▶ [Exercise]: Skip the pictures, please, and write out exactly the lines from the opening of the data through the line containing "import React from 'react'".

▶ [Supplied material]:
Start

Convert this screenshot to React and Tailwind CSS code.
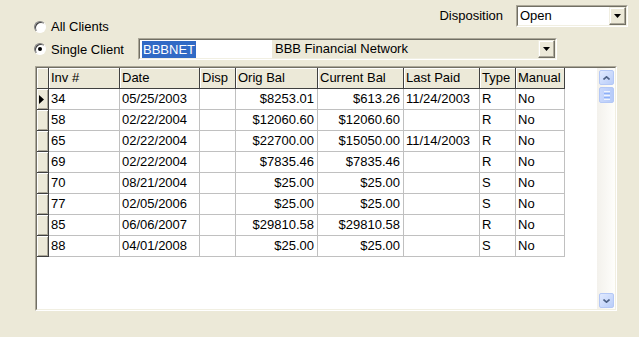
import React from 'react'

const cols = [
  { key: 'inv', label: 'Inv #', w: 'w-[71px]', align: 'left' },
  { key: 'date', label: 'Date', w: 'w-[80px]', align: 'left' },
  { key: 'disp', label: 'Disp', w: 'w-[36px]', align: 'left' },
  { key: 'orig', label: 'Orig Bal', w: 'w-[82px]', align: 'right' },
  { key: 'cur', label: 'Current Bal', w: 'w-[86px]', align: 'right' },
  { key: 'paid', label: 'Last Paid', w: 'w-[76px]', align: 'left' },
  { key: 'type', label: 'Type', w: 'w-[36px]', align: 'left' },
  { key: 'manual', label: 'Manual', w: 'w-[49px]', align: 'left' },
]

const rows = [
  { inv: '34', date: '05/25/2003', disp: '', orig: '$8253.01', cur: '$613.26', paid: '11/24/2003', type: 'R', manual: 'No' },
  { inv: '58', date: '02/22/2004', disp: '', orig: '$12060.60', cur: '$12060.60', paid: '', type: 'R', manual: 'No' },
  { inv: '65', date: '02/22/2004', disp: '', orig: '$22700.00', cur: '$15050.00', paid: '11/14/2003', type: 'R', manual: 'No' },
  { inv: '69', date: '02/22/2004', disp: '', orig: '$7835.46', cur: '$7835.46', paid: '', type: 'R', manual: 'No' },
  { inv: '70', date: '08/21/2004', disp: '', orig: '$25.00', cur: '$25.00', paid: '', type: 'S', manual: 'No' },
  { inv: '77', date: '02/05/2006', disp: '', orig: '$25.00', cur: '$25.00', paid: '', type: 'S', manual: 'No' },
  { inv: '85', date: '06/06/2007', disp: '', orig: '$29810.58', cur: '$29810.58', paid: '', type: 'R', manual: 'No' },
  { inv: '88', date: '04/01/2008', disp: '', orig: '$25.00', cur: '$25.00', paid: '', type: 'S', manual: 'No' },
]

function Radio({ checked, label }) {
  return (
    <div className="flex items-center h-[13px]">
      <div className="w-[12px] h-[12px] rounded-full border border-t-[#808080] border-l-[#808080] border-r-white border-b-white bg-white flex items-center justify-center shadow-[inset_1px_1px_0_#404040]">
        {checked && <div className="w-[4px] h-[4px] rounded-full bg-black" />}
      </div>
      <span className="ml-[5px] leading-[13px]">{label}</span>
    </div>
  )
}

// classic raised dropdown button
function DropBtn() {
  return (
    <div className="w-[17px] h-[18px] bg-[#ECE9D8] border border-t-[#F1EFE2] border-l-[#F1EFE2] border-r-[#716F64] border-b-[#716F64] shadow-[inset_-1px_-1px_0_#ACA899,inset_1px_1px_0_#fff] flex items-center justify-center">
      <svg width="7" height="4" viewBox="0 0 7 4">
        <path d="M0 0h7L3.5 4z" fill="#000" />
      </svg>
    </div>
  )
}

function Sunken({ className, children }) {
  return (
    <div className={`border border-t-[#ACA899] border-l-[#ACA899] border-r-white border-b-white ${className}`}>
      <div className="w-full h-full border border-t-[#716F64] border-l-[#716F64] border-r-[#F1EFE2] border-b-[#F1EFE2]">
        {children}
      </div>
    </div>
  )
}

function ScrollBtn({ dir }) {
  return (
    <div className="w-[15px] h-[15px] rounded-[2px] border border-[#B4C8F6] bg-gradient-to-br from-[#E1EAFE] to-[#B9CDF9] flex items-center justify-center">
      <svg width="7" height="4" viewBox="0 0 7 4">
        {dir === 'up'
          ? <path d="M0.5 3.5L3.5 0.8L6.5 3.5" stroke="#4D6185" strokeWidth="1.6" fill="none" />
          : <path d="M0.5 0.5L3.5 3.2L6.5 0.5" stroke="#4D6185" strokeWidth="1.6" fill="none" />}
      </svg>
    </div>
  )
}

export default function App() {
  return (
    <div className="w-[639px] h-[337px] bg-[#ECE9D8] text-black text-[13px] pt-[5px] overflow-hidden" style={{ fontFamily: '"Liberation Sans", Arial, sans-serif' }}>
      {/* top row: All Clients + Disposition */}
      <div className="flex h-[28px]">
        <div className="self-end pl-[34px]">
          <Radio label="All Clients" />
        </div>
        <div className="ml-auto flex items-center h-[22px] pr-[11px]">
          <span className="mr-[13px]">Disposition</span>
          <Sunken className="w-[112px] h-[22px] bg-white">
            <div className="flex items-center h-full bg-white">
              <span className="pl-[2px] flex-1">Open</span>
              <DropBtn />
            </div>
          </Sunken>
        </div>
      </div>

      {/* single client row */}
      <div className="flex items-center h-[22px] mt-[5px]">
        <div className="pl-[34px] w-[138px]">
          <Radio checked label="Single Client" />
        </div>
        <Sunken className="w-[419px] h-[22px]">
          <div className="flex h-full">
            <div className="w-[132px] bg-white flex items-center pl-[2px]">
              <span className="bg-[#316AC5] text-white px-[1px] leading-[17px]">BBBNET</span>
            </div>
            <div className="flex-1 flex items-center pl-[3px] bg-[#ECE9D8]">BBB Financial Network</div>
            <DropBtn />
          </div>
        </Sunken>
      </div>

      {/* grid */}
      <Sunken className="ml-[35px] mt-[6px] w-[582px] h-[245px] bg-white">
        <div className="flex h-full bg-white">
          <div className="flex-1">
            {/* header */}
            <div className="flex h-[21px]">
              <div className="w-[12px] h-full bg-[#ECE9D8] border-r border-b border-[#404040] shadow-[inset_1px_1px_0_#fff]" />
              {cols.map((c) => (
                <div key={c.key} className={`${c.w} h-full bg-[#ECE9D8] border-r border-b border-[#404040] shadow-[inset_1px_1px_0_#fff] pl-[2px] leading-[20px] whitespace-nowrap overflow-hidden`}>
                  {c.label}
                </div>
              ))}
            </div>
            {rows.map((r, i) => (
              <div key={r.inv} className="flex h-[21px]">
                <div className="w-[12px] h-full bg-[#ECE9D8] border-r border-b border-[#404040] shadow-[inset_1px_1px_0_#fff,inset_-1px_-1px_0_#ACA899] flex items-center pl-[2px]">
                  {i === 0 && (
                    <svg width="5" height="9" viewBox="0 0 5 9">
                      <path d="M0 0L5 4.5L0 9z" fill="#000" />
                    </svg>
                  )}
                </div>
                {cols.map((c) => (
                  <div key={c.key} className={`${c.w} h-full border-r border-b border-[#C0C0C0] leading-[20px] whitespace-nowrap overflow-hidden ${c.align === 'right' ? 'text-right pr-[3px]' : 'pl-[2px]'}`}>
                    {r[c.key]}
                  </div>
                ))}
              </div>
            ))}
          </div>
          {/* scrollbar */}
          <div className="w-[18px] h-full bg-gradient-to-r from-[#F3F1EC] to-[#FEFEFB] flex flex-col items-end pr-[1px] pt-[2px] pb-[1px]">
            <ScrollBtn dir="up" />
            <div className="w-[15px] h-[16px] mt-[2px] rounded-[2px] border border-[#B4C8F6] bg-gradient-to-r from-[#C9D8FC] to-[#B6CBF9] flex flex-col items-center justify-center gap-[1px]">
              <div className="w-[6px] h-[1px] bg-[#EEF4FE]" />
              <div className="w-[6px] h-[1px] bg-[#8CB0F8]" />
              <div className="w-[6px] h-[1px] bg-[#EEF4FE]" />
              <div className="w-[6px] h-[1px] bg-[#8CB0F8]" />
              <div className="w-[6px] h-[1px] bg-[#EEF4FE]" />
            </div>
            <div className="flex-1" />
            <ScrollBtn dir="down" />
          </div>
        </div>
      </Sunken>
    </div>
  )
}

End

▶ [Final answer]:
Convert this screenshot to React and Tailwind CSS code.
import React from 'react'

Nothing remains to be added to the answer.